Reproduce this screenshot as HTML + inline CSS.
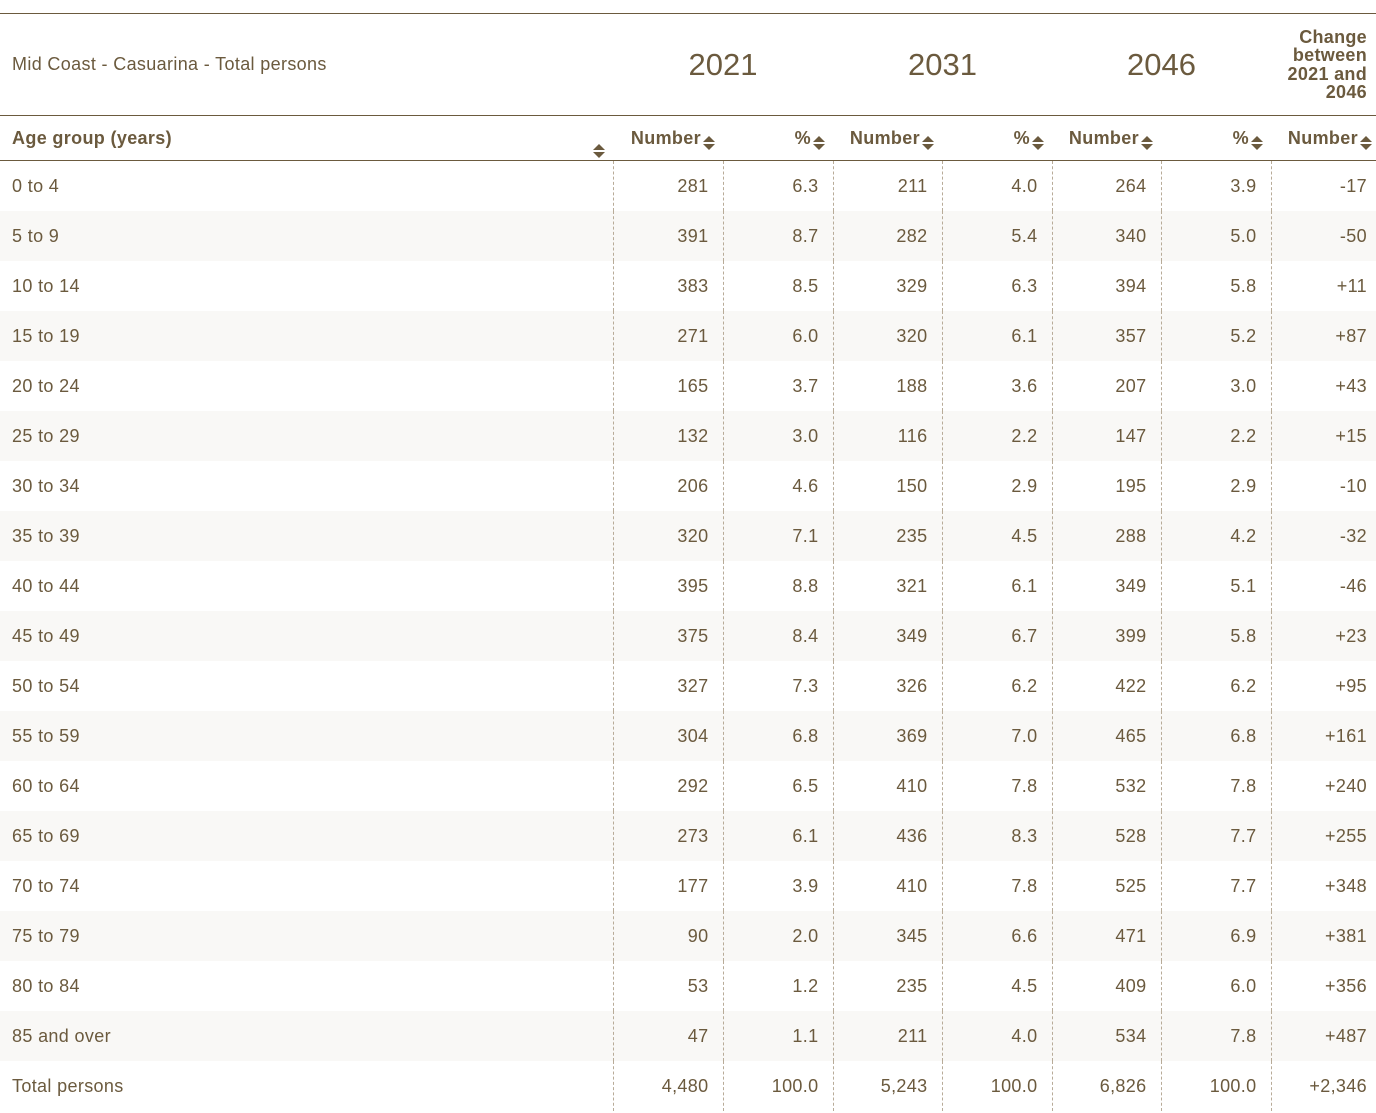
<!DOCTYPE html>
<html><head><meta charset="utf-8"><style>
*{margin:0;padding:0;box-sizing:border-box}
body{width:1376px;height:1113px;background:#fff;font-family:"Liberation Sans",Arial,sans-serif;color:#6b5a3e;overflow:hidden;position:relative}
table{position:absolute;left:0;top:13px;border-collapse:collapse;table-layout:fixed;width:1376px}
td,th{font-size:18px;letter-spacing:0.35px;white-space:nowrap}
.top td{height:102px;border-top:1.5px solid #6b5a3e;border-bottom:1.5px solid #6b5a3e;vertical-align:middle}
.yr{font-size:31px;text-align:center;letter-spacing:0}
.hd th{height:45px;border-bottom:1.5px solid #6b5a3e;font-weight:bold;text-align:right;padding-right:8px;vertical-align:top;padding-top:12px;position:relative}
.hd th:first-child{text-align:left;padding-left:12px}
.hd th:last-child{padding-right:4px}
.s{display:inline-block;width:12px;height:16px;position:relative;top:8px;margin-left:2px}
.s:before{content:"";position:absolute;left:0;top:0;border:6px solid transparent;border-top:0;border-bottom:6px solid #6b5a3e}
.s:after{content:"";position:absolute;left:0;top:8px;border:6px solid transparent;border-bottom:0;border-top:6px solid #6b5a3e}
.b td{height:50px;text-align:right;padding-right:14px;padding-top:2px;border-left:1px dashed #b8ab98}
.b td:first-child{text-align:left;padding-left:12px;border-left:none}
.b td:last-child{padding-right:9px}
.b tr:nth-child(even) td{background:#f9f8f6}
</style></head><body>
<table>
<colgroup><col style="width:613px"><col style="width:110px"><col style="width:110px"><col style="width:109px"><col style="width:110px"><col style="width:109px"><col style="width:110px"><col style="width:105px"></colgroup>
<tr class="top"><td style="padding-left:12px">Mid Coast - Casuarina - Total persons</td><td colspan="2" class="yr">2021</td><td colspan="2" class="yr">2031</td><td colspan="2" class="yr">2046</td><td style="text-align:right;font-weight:bold;font-size:18px;letter-spacing:0.3px;line-height:18.5px;padding-right:9px">Change<br>between<br>2021 and<br>2046</td></tr>
<tr class="hd"><th>Age group (years)<span class="s" style="position:absolute;right:8px;top:28px"></span></th><th>Number<span class="s"></span></th><th>%<span class="s"></span></th><th>Number<span class="s"></span></th><th>%<span class="s"></span></th><th>Number<span class="s"></span></th><th>%<span class="s"></span></th><th>Number<span class="s"></span></th></tr>
<tbody class="b">
<tr><td>0 to 4</td><td>281</td><td>6.3</td><td>211</td><td>4.0</td><td>264</td><td>3.9</td><td>-17</td></tr>
<tr><td>5 to 9</td><td>391</td><td>8.7</td><td>282</td><td>5.4</td><td>340</td><td>5.0</td><td>-50</td></tr>
<tr><td>10 to 14</td><td>383</td><td>8.5</td><td>329</td><td>6.3</td><td>394</td><td>5.8</td><td>+11</td></tr>
<tr><td>15 to 19</td><td>271</td><td>6.0</td><td>320</td><td>6.1</td><td>357</td><td>5.2</td><td>+87</td></tr>
<tr><td>20 to 24</td><td>165</td><td>3.7</td><td>188</td><td>3.6</td><td>207</td><td>3.0</td><td>+43</td></tr>
<tr><td>25 to 29</td><td>132</td><td>3.0</td><td>116</td><td>2.2</td><td>147</td><td>2.2</td><td>+15</td></tr>
<tr><td>30 to 34</td><td>206</td><td>4.6</td><td>150</td><td>2.9</td><td>195</td><td>2.9</td><td>-10</td></tr>
<tr><td>35 to 39</td><td>320</td><td>7.1</td><td>235</td><td>4.5</td><td>288</td><td>4.2</td><td>-32</td></tr>
<tr><td>40 to 44</td><td>395</td><td>8.8</td><td>321</td><td>6.1</td><td>349</td><td>5.1</td><td>-46</td></tr>
<tr><td>45 to 49</td><td>375</td><td>8.4</td><td>349</td><td>6.7</td><td>399</td><td>5.8</td><td>+23</td></tr>
<tr><td>50 to 54</td><td>327</td><td>7.3</td><td>326</td><td>6.2</td><td>422</td><td>6.2</td><td>+95</td></tr>
<tr><td>55 to 59</td><td>304</td><td>6.8</td><td>369</td><td>7.0</td><td>465</td><td>6.8</td><td>+161</td></tr>
<tr><td>60 to 64</td><td>292</td><td>6.5</td><td>410</td><td>7.8</td><td>532</td><td>7.8</td><td>+240</td></tr>
<tr><td>65 to 69</td><td>273</td><td>6.1</td><td>436</td><td>8.3</td><td>528</td><td>7.7</td><td>+255</td></tr>
<tr><td>70 to 74</td><td>177</td><td>3.9</td><td>410</td><td>7.8</td><td>525</td><td>7.7</td><td>+348</td></tr>
<tr><td>75 to 79</td><td>90</td><td>2.0</td><td>345</td><td>6.6</td><td>471</td><td>6.9</td><td>+381</td></tr>
<tr><td>80 to 84</td><td>53</td><td>1.2</td><td>235</td><td>4.5</td><td>409</td><td>6.0</td><td>+356</td></tr>
<tr><td>85 and over</td><td>47</td><td>1.1</td><td>211</td><td>4.0</td><td>534</td><td>7.8</td><td>+487</td></tr>
<tr><td>Total persons</td><td>4,480</td><td>100.0</td><td>5,243</td><td>100.0</td><td>6,826</td><td>100.0</td><td>+2,346</td></tr>
</tbody></table>
</body></html>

+ + + +

* [PROBLEM DESCRIPTION]:
Copy all lines of the listing above that contain the string "inline".

* [REPLY]:
Reproduce this screenshot as HTML + inline CSS.
.s{display:inline-block;width:12px;height:16px;position:relative;top:8px;margin-left:2px}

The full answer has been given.